14. The Lord of the Rings trilogy
J.R.R. Tolkien considered The Lord of the Rings to be a single story, so I’m counting it as one here, even though the three movies add up to 9+ hours of viewing time. And yes: It counts as travel even if it’s in a mythical land. If you haven’t seen The Lord of the Rings, then I don’t know what the fuck you’ve been doing with your life, but it basically defines the word “epic.” And while many people consider director Peter Jackson’s inability to do anything at all with any sort of brevity to be the trilogy’s great weakness (his kids presumably hate it when it takes him 18 hours to make them toast for breakfast), it’s still an incredible story to watch. At the very least, it’s an amazing advertisement for visiting New Zealand.
It’s a road trip with zombies. I mean, what more do I need to say about it?
12. Dumb & Dumber
It doesn’t matter how dumb or dated this movie is, I will always love it, and I will probably always be able to quote it from beginning to end. Also, you get to see great American sights, like the plains of Nebraska (“That John Denver was full of shit,”) and Aspen, “where the beer flows like wine and the beautiful women instinctively flock like the salmon of Capistrano.”
11. The Hitchhiker’s Guide to the Galaxy
The movie, sadly, is not as excellent as Douglas Adams’ insanely awesome book or any of its four sequels, but that was maybe too much to hope for in the first place. If you’re unfamiliar with the story, it’s about a man who survives the demolition of Earth and then travels around the universe searching for a decent cup of tea. I suggest, of course reading the books first (which are full of useful travel advice, like, “Don’t panic,” “Always know where your towel is,” and “The secret to flying is to throw yourself at the ground and miss”), but in a pinch the movie will make your universe feel larger and stranger, which can only be a good thing.
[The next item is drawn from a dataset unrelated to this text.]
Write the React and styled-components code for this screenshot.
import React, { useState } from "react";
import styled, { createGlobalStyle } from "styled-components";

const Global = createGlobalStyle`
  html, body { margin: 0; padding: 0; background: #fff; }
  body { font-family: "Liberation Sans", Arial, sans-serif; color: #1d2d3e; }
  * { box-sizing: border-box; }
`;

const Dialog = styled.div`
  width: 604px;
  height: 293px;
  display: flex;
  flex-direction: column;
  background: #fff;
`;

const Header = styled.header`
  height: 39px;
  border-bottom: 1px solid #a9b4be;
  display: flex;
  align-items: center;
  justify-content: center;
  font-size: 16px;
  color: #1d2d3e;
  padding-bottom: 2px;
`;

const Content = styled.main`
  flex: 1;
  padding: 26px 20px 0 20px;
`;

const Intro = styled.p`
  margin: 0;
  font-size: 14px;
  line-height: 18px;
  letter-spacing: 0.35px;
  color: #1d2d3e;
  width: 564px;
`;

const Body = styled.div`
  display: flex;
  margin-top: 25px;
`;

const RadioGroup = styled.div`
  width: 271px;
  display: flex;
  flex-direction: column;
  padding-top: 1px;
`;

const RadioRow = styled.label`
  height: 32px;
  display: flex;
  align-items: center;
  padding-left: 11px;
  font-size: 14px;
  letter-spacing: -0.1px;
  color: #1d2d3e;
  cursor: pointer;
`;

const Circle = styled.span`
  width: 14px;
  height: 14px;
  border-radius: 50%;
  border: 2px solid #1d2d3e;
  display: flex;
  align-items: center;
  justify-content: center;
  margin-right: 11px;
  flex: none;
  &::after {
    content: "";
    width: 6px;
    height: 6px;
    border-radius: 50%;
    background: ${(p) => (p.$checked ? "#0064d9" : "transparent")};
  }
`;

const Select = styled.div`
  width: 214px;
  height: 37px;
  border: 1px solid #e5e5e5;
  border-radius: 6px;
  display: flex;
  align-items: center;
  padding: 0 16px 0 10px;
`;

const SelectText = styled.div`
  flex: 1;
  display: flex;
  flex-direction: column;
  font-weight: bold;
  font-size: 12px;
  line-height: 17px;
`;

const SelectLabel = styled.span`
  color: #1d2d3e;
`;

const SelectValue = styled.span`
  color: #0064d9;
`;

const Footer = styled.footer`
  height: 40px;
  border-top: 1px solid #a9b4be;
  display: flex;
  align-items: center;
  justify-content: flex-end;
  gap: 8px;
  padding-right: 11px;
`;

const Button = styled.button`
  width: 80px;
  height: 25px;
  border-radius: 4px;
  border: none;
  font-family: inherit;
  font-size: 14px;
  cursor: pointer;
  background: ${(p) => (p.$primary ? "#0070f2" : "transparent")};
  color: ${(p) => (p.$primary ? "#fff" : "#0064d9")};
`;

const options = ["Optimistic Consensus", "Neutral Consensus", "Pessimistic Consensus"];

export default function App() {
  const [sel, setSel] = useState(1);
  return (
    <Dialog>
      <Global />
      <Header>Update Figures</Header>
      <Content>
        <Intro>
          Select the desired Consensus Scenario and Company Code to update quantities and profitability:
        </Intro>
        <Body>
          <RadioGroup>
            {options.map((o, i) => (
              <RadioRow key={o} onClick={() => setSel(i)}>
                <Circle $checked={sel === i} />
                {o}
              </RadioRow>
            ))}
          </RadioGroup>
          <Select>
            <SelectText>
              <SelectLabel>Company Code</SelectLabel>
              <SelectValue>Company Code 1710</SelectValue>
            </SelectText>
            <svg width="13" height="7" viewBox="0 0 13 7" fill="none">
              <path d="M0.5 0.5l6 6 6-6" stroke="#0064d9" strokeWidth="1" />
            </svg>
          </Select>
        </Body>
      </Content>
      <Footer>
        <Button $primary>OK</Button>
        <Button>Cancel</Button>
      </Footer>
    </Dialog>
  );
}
10. The Darjeeling Limited
Other than maybe Slumdog Millionaire, no movie made me miss India quite as much as The Darjeeling Limited. It’s a Wes Anderson movie, so naturally full of whimsy and understatement, but the tale of three brothers taking a train across India to see their mother seems to capture the feel of being a stranger in huge, crowded, cluttered, confusing India perfectly. You can almost smell the country.
9. Thelma & Louise
Thelma & Louise is indisputably the best American buddy road trip movie all time. Yes, even better than Dumb & Dumber. It’s also a rare popular feminist movie, so that’s an added plus.
8. Life of Pi
Ang Lee’s adaptation of Yann Martel’s book Life of Pi is one of those rare movies that is actually better than the book. It’s about a young boy who is, along with an adult Bengal tiger, the only survivor of a shipwreck, and is stranded on a lifeboat in the middle of the Pacific Ocean. It is visually stunning and is one of those rare movies that looks even better in 3-D. See it that way, if you can.
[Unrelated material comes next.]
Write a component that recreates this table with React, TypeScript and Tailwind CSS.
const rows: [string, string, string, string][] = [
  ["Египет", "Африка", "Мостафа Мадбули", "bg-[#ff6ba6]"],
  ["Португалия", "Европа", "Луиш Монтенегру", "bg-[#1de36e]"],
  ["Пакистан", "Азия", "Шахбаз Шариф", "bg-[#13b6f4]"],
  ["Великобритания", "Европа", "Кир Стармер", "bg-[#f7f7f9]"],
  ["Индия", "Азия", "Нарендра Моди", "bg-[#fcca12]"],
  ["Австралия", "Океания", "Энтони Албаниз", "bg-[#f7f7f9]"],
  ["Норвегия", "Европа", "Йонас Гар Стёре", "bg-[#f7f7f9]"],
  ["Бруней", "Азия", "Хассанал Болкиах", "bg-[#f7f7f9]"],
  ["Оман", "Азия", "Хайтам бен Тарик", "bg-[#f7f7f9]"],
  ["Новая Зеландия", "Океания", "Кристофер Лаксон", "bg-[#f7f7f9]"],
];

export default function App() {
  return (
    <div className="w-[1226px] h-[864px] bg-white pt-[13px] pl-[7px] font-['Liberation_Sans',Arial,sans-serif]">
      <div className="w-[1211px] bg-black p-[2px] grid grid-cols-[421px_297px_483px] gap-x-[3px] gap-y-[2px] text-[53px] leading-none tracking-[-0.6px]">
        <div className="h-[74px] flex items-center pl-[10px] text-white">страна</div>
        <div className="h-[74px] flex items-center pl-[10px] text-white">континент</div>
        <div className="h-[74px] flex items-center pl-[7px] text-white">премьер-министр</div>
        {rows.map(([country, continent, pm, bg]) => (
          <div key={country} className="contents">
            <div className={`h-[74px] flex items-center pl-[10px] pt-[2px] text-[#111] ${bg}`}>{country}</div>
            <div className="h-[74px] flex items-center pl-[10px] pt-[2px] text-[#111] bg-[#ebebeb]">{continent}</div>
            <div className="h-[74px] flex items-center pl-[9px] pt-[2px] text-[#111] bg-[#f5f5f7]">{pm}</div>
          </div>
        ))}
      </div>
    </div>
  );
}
7. Raiders of the Lost Ark
Of course this is a travel movie. It gets into the top 10 solely on account of its iconic map travel scenes. Technically, I could throw all three Indiana Jones movies in here (what fourth?), but Raiders is by far the best, and if it doesn’t put some swash in your buckle, nothing will.
6. Lost in Translation
One of the most defining parts of travel is the sense of feeling isolated, exhausted, and culturally cut off. Sofia Coppola’s Lost in Translation manages to convey that perfectly, while also making Tokyo look pretty fucking incredible. The fact that Bill Murray didn’t win the Oscar for this movie is proof that there is no God.
You really don’t need to say anything about Up except that it’s a Pixar movie, but it’s also an incredible travel movie. I always worry that I’m going to turn 60 and find that I haven’t been to all of the places that I want to go, and to that, Up answers, “Who cares?” Ultimately, it’s a movie about living life to the fullest no matter what your age. Also, it has talking dogs.
4. In Bruges
After a botched assassination in London, two hitmen go to the medieval Belgian town of Bruges to hide out. It is one of the funniest, darkest movies you’ll ever see, and if it doesn’t make you want to go to Belgium afterwards, nothing will. Except maybe waffles.
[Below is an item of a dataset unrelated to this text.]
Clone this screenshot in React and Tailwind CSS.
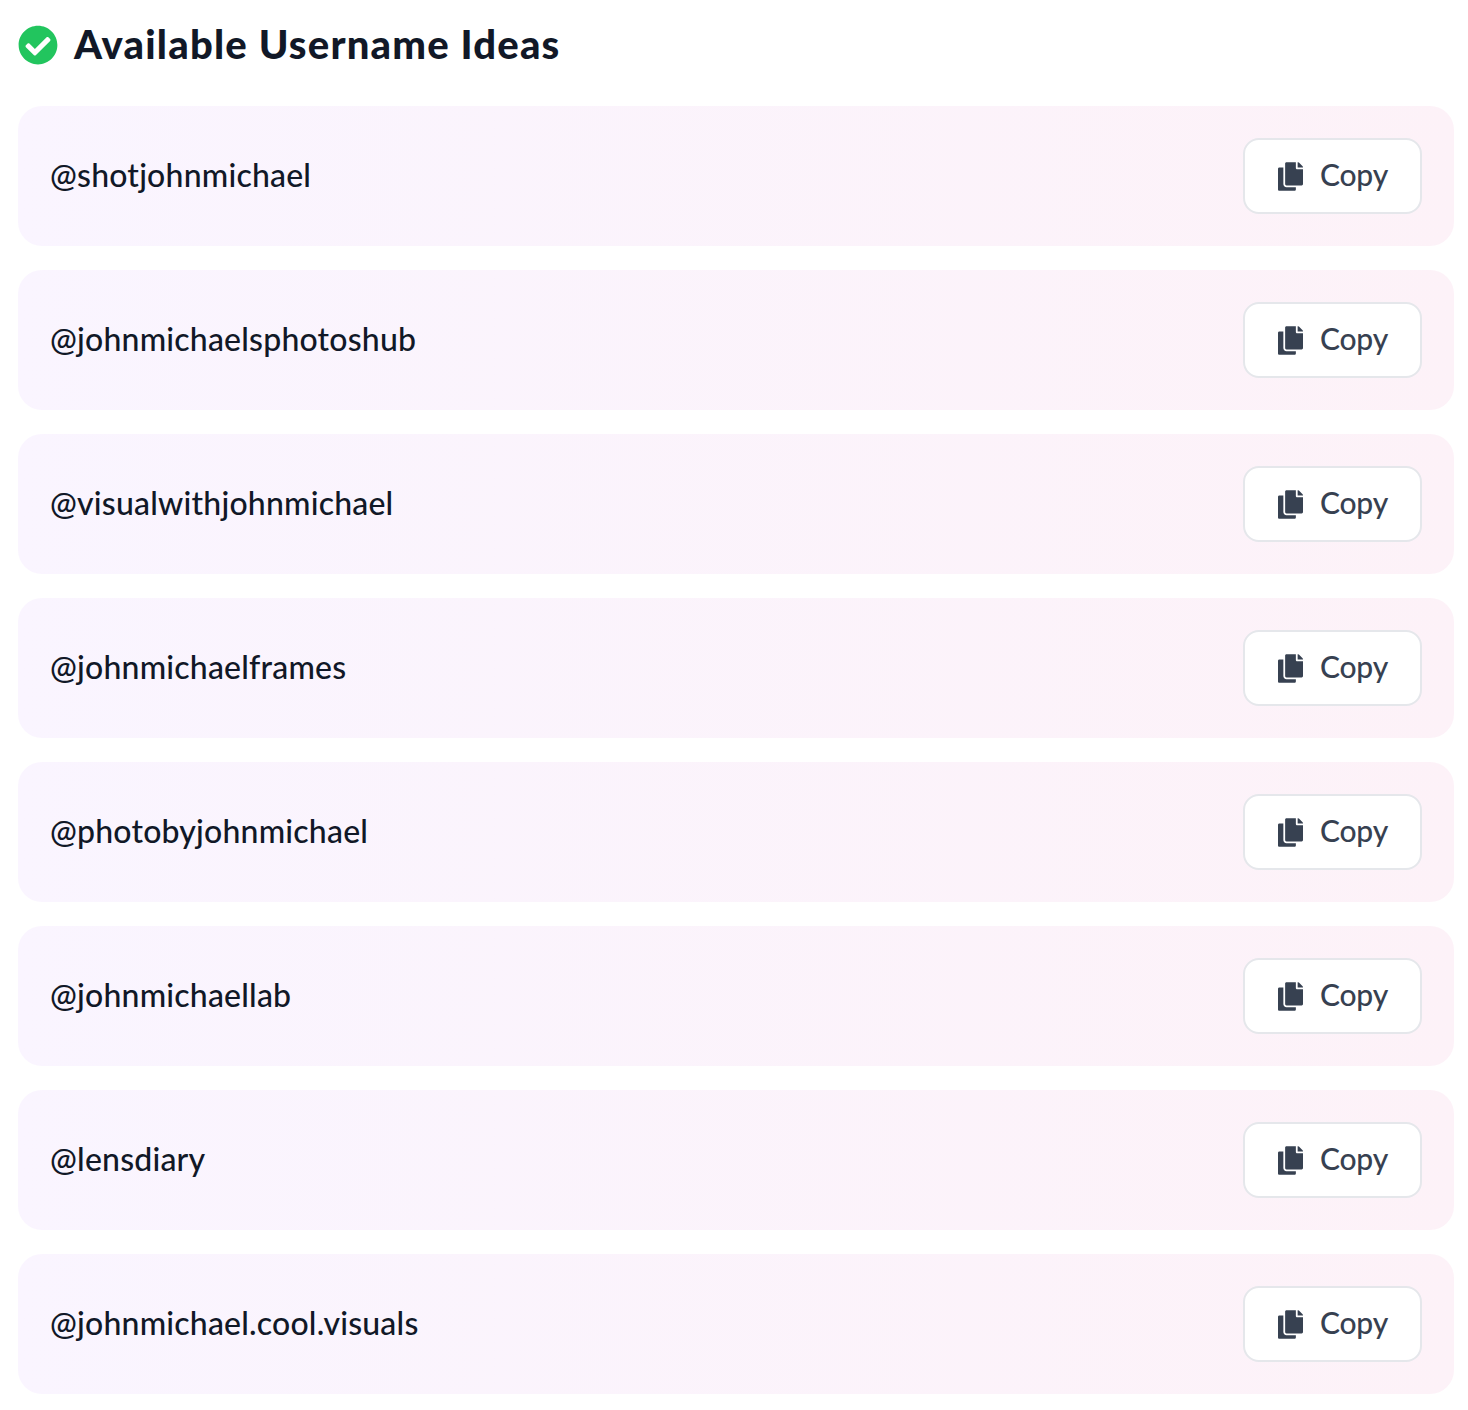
import React from "react";
import { FaCheckCircle, FaCopy } from "react-icons/fa";

const names = [
  "@shotjohnmichael",
  "@johnmichaelsphotoshub",
  "@visualwithjohnmichael",
  "@johnmichaelframes",
  "@photobyjohnmichael",
  "@johnmichaellab",
  "@lensdiary",
  "@johnmichael.cool.visuals",
];

export default function App() {
  return (
    <div className="min-h-[1410px] bg-white pl-[18px] pr-[14px] pt-[20px] pb-[16px] font-['Lato','Noto_Sans',sans-serif]">
      <div className="flex items-center gap-[16px] h-[50px] mb-[36px]">
        <FaCheckCircle className="w-[40px] h-[40px] text-[#22c55e]" />
        <h2 className="text-[40px] font-black tracking-[1.2px] leading-[46px] pb-[3px] text-[#111827]">Available Username Ideas</h2>
      </div>
      <div className="flex flex-col gap-[24px]">
        {names.map((n) => (
          <div key={n} className="flex items-center justify-between h-[140px] px-[32px] rounded-[24px] bg-gradient-to-r from-[#faf5ff] to-[#fdf2f8]">
            <span className="text-[32px] font-medium tracking-[0.2px] leading-[40px] pb-[3px] text-[#111827]">{n}</span>
            <button className="flex items-center gap-[17px] w-[179px] h-[76px] pl-[33px] rounded-[16px] border-2 border-[#e5e7eb] bg-white text-[#374151]">
              <FaCopy className="w-[25px] h-[29px]" />
              <span className="text-[30px] font-medium tracking-[-0.2px] leading-[36px] pb-[5px]">Copy</span>
            </button>
          </div>
        ))}
      </div>
    </div>
  );
}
3. The Before Sunrise trilogy
Yes, I’m cheating by putting two trilogies on here, but the Before Sunrise collection is not only the best travel trilogy of all time, but the best trilogy of all time. You heard me, George Lucas. If you aren’t familiar with these movies, Before Sunrise starts with an American boy (Ethan Hawke) and a French girl (Julie Delpy) meeting on a train and getting off in Vienna to spend the night together before he flies home. The next two movies follow their relationship — in real time! — over the next two decades. Each movie really only contains three characters, Jesse (Hawke), Celine (Delpy), and whichever foreign locale they’re wandering around: Vienna in Before Sunrise (1995), Paris in Before Sunset (2004), and Messenia, Greece, in last year’s Before Midnight. Inexplicably, each movie is better than the last, and it’s an absolute fucking treat to watch.
2. Into the Wild
Watching Into the Wild is basically an act of vicarious wish fulfillment. Who hasn’t wanted to drop all of their belongings and leave home for good, committing to life as a wanderer? Into the Wild is based on the true story of Chris McCandless, who did just that for two years back in the ’90s. The movie focuses less on the problematic aspects of McCandless’s life — that he abandoned his family and didn’t tell them a thing about his whereabouts, or his wild irresponsibility in refusing to use maps in the Alaskan wilderness — than Jon Krakauer’s excellent book does, but it’s still an incredible movie, and will make you itch to get on the road.
1. The Motorcycle Diaries
The Motorcycle Diaries is the true account of two Argentine friends’, Ernesto Guevara and Alberto Granado, trip around South America on a rickety motorcycle named La Poderosa, or “The Mighty One.” Ernesto Guevara found himself politicized by the trip, and went on to become the Marxist revolutionary “Che” Guevara. Aside from being one of the most beautifully shot movies I’ve ever seen, The Motorcycle Diaries wins the top prize by being about how travel can be uncomfortable, exhausting, and fundamentally life-changing. Che Guevara’s world got bigger when he traveled, and for better or worse, that trip changed history.